Bingo!! I adore that suit jacket (the shades of gray one) and have coveted it since I first saw Blade Runner. I'm so glad you shared this, Kimberly. Great choice and neo-noir's number one best call! You've made me want to fetch it from my library. Guess I'd better go put on my trench! Love, Kay
www.moviestarmakeover.com

Anonymous said...

I first saw this movie before I had any idea about 40s style, noir, or fashion icons. The storyline was just incredible, and I remember loving the look--I so wanted that coat with the huge collar and Rachel's perfect makeup. Thank you for helping me see the movie in a new light. Katherine Louise

Anonymous said...

I first saw this movie before I had any idea about 40s style, noir, or fashion icons. The storyline was just incredible, and I remember loving the look--I so wanted that coat with the huge collar and Rachel's perfect makeup. Thank you for helping me see the movie in a new light. Katherine Louise

Kimberly said...

I love hearing that you looked at BLADE RUNNER in a new light, Katherine Louise. As a little girl, my father (a police officer) always watched film noir and loved BLADE RUNNER, so it was always in context for me.
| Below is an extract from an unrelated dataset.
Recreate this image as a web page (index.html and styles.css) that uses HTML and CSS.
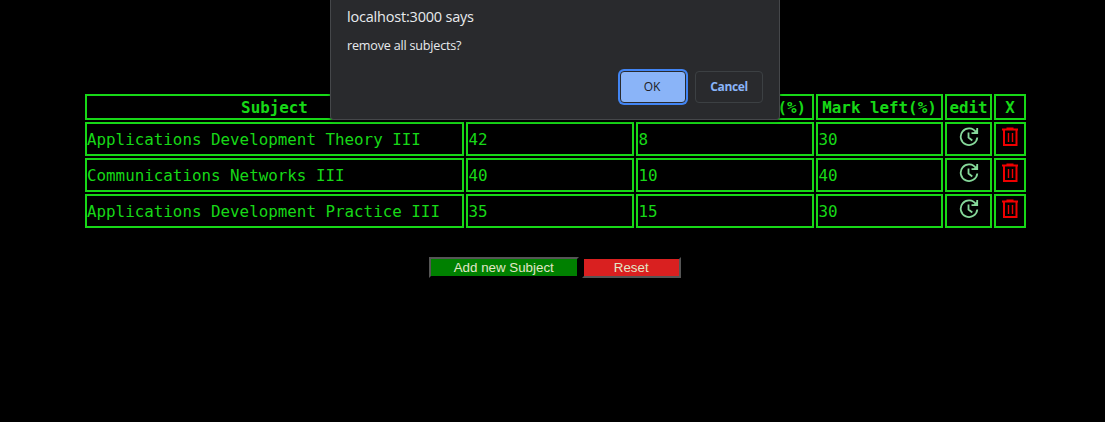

That said, I've certainly learned MUCH more about the origins and inspiration of the costumes since then, so I have a greater appreciation for it all as well. It was great to go back and take a particularly close look. I know that Kay, you will love going through it and freeze-framing Rachael's entire wardrobe. ;) Thank you both for your great comments!

Cristiano Leal said...

Hi there.
Greetings from Brazil!
Well, this is not his directorial debut.
Scott started his carreer in movies with "The Duelists" (1977), followed by "Alien" in 1979.
Blade Runner was his third movie.
Hugs.
Cristiano

Kimberly Truhler said...

Hello Christiano! Thank you for your comments and of course you are right...don't ask me where my head was at that I didn't at least recall ALIEN. I appreciate you jogging my memory and will correct the article post haste. :) Love that you read the piece so closely and especially to hear that you're in Brazil...my goodness! Welcome to GlamAmor and so great to meet you.